Your Financials, Through the Lens of the Investor
Rather, why not attack it in advance by either performing the cash to accrual conversion prior to going to market (speaking with $$$), or be proactive and getting this done irrespective of when you believe a transaction may occur, as opportunities pop up very quickly (Google decided to aggressively go after YouTube in 10 days) thus it’s more pragmatic to be prepared. Not to mention, why not be able to view your financials and assess value, through the same lens as the investors?

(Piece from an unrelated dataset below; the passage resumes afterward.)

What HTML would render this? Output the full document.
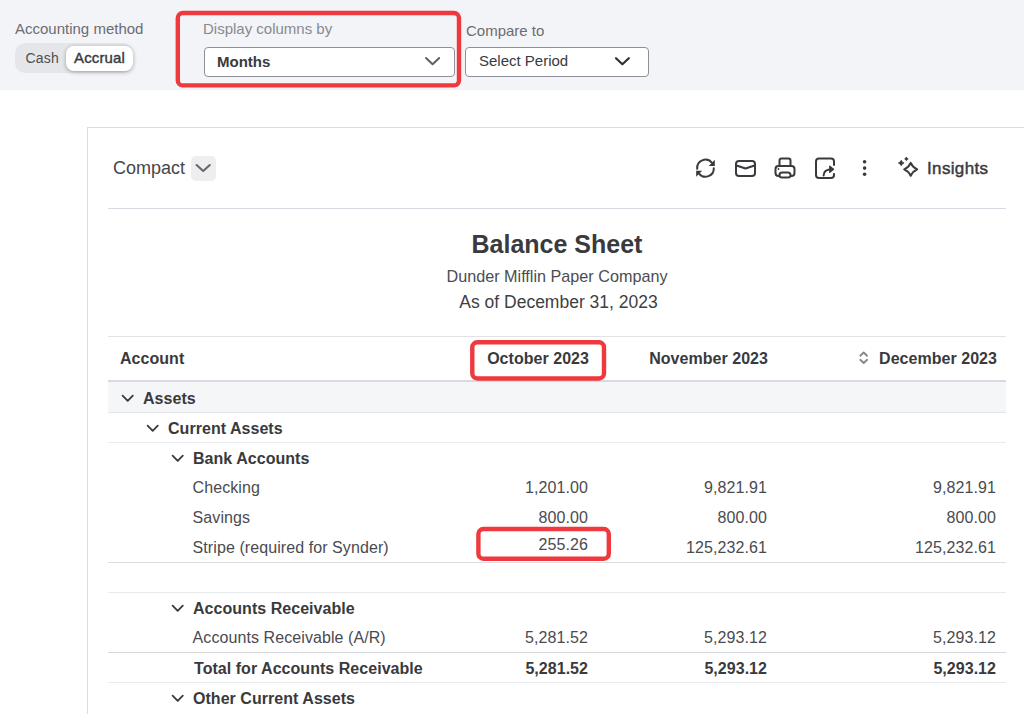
<!DOCTYPE html>
<html><head><meta charset="utf-8">
<style>
*{box-sizing:border-box;margin:0;padding:0}
html,body{width:1024px;height:714px;overflow:hidden;background:#fff;font-family:"Liberation Sans",sans-serif;color:#393a3d}
.a{position:absolute;white-space:nowrap;line-height:1}
#top{position:absolute;left:0;top:0;width:1024px;height:90px;background:#f3f4f7}
.lbl{font-size:15px;color:#6b6c72}
.dd{position:absolute;background:#fff;border:1px solid #8d9096;border-radius:4px}
.red{position:absolute;border:4px solid #e5363c;border-radius:6px}
#card{position:absolute;left:87px;top:127px;width:1000px;height:700px;border:1px solid #d9dce1;background:#fff}
.hr{position:absolute;left:108px;width:898px;height:1px;background:#e3e5e8}
.t{font-size:16px;color:#4a4b4f;letter-spacing:0.08px}
.t.b{color:#393a3d;letter-spacing:0.04px}
.b{font-weight:700}
.r{text-align:right}
</style></head><body>
<div id="top"></div>
<div class="a lbl" style="left:15px;top:21px">Accounting method</div>
<div style="position:absolute;left:15px;top:43px;width:118px;height:30px;background:#e5e6e9;border-radius:10px"></div>
<div style="position:absolute;left:66px;top:46px;width:67px;height:25px;background:#fff;border-radius:8px;box-shadow:0 1px 4px rgba(0,0,0,.32)"></div>
<div class="a" style="left:25.5px;top:50.8px;font-size:14px;letter-spacing:0.2px;color:#4d4e53">Cash</div>
<div class="a" style="left:74px;top:50px;font-size:15px;letter-spacing:0.15px;color:#393a3d;-webkit-text-stroke:0.4px #393a3d">Accrual</div>

<div class="a lbl" style="left:203px;top:21px;color:#878a90">Display columns by</div>
<div class="dd" style="left:204px;top:47px;width:251px;height:30px"></div>
<div class="a b" style="left:217px;top:54px;font-size:15px">Months</div>

<div class="a lbl" style="left:466px;top:23px">Compare to</div>
<div class="dd" style="left:465px;top:47px;width:184px;height:30px"></div>
<div class="a" style="left:479px;top:53px;font-size:15px">Select Period</div>

<div id="card"></div>
<div class="a" style="left:113px;top:159px;font-size:18px;color:#45464a">Compact</div>
<div style="position:absolute;left:191px;top:156px;width:25px;height:25px;background:#eeeef0;border-radius:5px"></div>
<div class="hr" style="top:208px;background:#d7dae0"></div>
<div class="a" style="left:927px;top:160px;font-size:17px;letter-spacing:0.35px;-webkit-text-stroke:0.45px #393a3d">Insights</div>

<div class="a b" style="left:0;width:1114px;text-align:center;top:232px;font-size:25px">Balance Sheet</div>
<div class="a" style="left:0;width:1114px;text-align:center;top:268.2px;font-size:16.2px;color:#4b4d51">Dunder Mifflin Paper Company</div>
<div class="a" style="left:0;width:1114px;text-align:center;top:294.2px;font-size:17.5px;padding-left:3px;color:#3f4044">As of December 31, 2023</div>

<!-- table -->
<div class="hr" style="top:336px;background:#e1e3e6"></div>
<div class="a t b" style="left:120px;top:351px">Account</div>
<div class="a t b r" style="right:435px;top:351px">October 2023</div>
<div class="a t b r" style="right:256px;top:351px">November 2023</div>
<div class="a t b r" style="right:27px;top:351px">December 2023</div>
<div class="hr" style="top:380px;height:2px;background:#d7dae0"></div>
<div class="hr" style="top:382px;height:31px;background:#f5f6f8"></div>
<div class="hr" style="top:412px"></div>
<div class="a t b" style="left:143px;top:391px">Assets</div>
<div class="a t b" style="left:168px;top:421px">Current Assets</div>
<div class="hr" style="top:442px;background:#eaebee"></div>
<div class="a t b" style="left:193px;top:451px">Bank Accounts</div>

<div class="a t" style="left:192.6px;top:480px">Checking</div>
<div class="a t r" style="right:436px;top:480px">1,201.00</div>
<div class="a t r" style="right:257px;top:480px">9,821.91</div>
<div class="a t r" style="right:28px;top:480px">9,821.91</div>

<div class="a t" style="left:192.6px;top:510px">Savings</div>
<div class="a t r" style="right:436px;top:510px">800.00</div>
<div class="a t r" style="right:257px;top:510px">800.00</div>
<div class="a t r" style="right:28px;top:510px">800.00</div>

<div class="a t" style="left:192.6px;top:540px">Stripe (required for Synder)</div>
<div class="a t r" style="right:436px;top:537px">255.26</div>
<div class="a t r" style="right:257px;top:540px">125,232.61</div>
<div class="a t r" style="right:28px;top:540px">125,232.61</div>
<div class="hr" style="top:562px;background:#dcdde0"></div>
<div class="hr" style="top:592px;background:#e9eaec"></div>

<div class="a t b" style="left:193px;top:601px">Accounts Receivable</div>
<div class="a t" style="left:192.6px;top:630px">Accounts Receivable (A/R)</div>
<div class="a t r" style="right:436px;top:630px">5,281.52</div>
<div class="a t r" style="right:257px;top:630px">5,293.12</div>
<div class="a t r" style="right:28px;top:630px">5,293.12</div>
<div class="hr" style="top:652px;background:#d6d7da"></div>
<div class="a t b" style="left:194px;top:661px">Total for Accounts Receivable</div>
<div class="a t b r" style="right:436px;top:661px">5,281.52</div>
<div class="a t b r" style="right:257px;top:661px">5,293.12</div>
<div class="a t b r" style="right:28px;top:661px">5,293.12</div>
<div class="hr" style="top:682px;background:#e9eaec"></div>
<div class="a t b" style="left:193px;top:691px">Other Current Assets</div>


<svg style="position:absolute;left:0;top:0" width="1024" height="714" viewBox="0 0 1024 714">
<g fill="none" stroke="#ef393e" stroke-width="4.4">
<rect x="177.8" y="13" width="281.2" height="72.4" rx="5"/>
<rect x="472.3" y="342.3" width="131.7" height="36.2" rx="5"/>
<rect x="478.4" y="529" width="130.4" height="29.7" rx="5"/>
</g>
<g fill="none" stroke="#5c5e63" stroke-width="1.9" stroke-linecap="round" stroke-linejoin="round">
<path d="M426,58 L432.6,64.3 L439.2,58"/>
</g>
<g fill="none" stroke="#2f3033" stroke-width="2.2" stroke-linecap="round" stroke-linejoin="round">
<path d="M616,58.2 L622.4,64.2 L628.8,58.2"/>
</g>
<g fill="none" stroke="#66686d" stroke-width="2.1" stroke-linecap="round" stroke-linejoin="round">
<path d="M196.6,165 L203.2,171 L209.8,165"/>
</g>
<g fill="none" stroke="#393a3d" stroke-width="2" stroke-linecap="round" stroke-linejoin="round">
<!-- refresh -->
<path d="M697.2,168.8 A8.3,8.3 0 0 1 711.8,162.6"/>
<path d="M713.8,168.2 A8.3,8.3 0 0 1 699.2,173.8"/>
<!-- envelope -->
<rect x="736" y="161" width="19" height="15" rx="3"/>
<path d="M736.5,165.5 L745.5,168.5 L754.5,165.5"/>
<!-- printer -->
<rect x="779.5" y="158.5" width="11" height="8" rx="2"/>
<rect x="775.5" y="166" width="19" height="10" rx="3" fill="#fff"/>
<rect x="779.5" y="172.5" width="11" height="5" rx="2.5" fill="#fff"/>
<!-- export -->
<path d="M834,165 V161.5 A3,3 0 0 0 831,158.5 H819 A3,3 0 0 0 816,161.5 V175 A3,3 0 0 0 819,178 H831 A3,3 0 0 0 834,175 V174"/>
<path d="M823.6,175.5 C823.6,171.5 826,169.2 832.5,169.2"/>
<path d="M829.8,166.2 L833.4,169.2 L829.8,172.2 Z" fill="#393a3d" stroke-width="1.4"/>
</g>
<g fill="#393a3d">
<path d="M714.8,159.8 L714.8,165.9 L708.8,165.9 Z"/>
<path d="M696.2,176.8 L696.2,170.7 L702.2,170.7 Z"/>
<circle cx="778.5" cy="169" r="0.9"/>
<circle cx="864.6" cy="161.8" r="1.8"/>
<circle cx="864.6" cy="168.1" r="1.8"/>
<circle cx="864.6" cy="174.3" r="1.8"/>
<path d="M901.2,160.3 Q901.9,162.3 904,163 Q901.9,163.7 901.2,165.7 Q900.5,163.7 898.4,163 Q900.5,162.3 901.2,160.3Z" stroke="#393a3d" stroke-width="0.8" stroke-linejoin="round"/>
<path d="M906.4,157.1 Q906.9,158.4 908.2,158.9 Q906.9,159.4 906.4,160.7 Q905.9,159.4 904.6,158.9 Q905.9,158.4 906.4,157.1Z" stroke="#393a3d" stroke-width="0.7" stroke-linejoin="round"/>
</g>
<path d="M910.7,162.8 Q912.7,167.3 917.2,169.3 Q912.7,171.3 910.7,175.8 Q908.7,171.3 904.2,169.3 Q908.7,167.3 910.7,162.8Z" fill="none" stroke="#393a3d" stroke-width="2" stroke-linejoin="round"/>
<g fill="none" stroke="#393a3d" stroke-width="1.8" stroke-linecap="round" stroke-linejoin="round">
<path d="M122.6,395.6 L127.7,400.8 L132.8,395.6"/>
<path d="M147.6,425.6 L152.7,430.8 L157.8,425.6"/>
<path d="M172.6,455.6 L177.7,460.8 L182.8,455.6"/>
<path d="M172.6,605.6 L177.7,610.8 L182.8,605.6"/>
<path d="M172.6,695.6 L177.7,700.8 L182.8,695.6"/>
</g>
<g fill="none" stroke="#85888e" stroke-width="1.9" stroke-linecap="round" stroke-linejoin="round">
<path d="M860.3,355.7 L863.7,352.5 L867.1,355.7"/>
<path d="M860.3,359.8 L863.7,363 L867.1,359.8"/>
</g>
</svg>
</body></html>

What You Can Do About It Now!
I suggest outsourcing accounting entirely to those who specialize in this domain, much like we outsource other functions similarly, be it HR, IT, etc… for a modest monthly fee groups such as Early Growth Financial Services, or CFO Now will manage your accounting, and they specialize in early stage growth technology businesses, often with recurring revenue, pre-payments, etc.. where they know the importance of accrual financials, and recognize the importance of properly categorizing revenue and expenses by type. When they come on, they typically will redo the financials going back a few years, and get you going on a monthly basis going forward, providing monthly statements within 15 days of close. They also provide access to the accounting file and software, so if you want access or to collaborate.
Accounting Sucks, but It’s Important
I know accounting is a pain, yet it doesn’t have to be if approached the right way.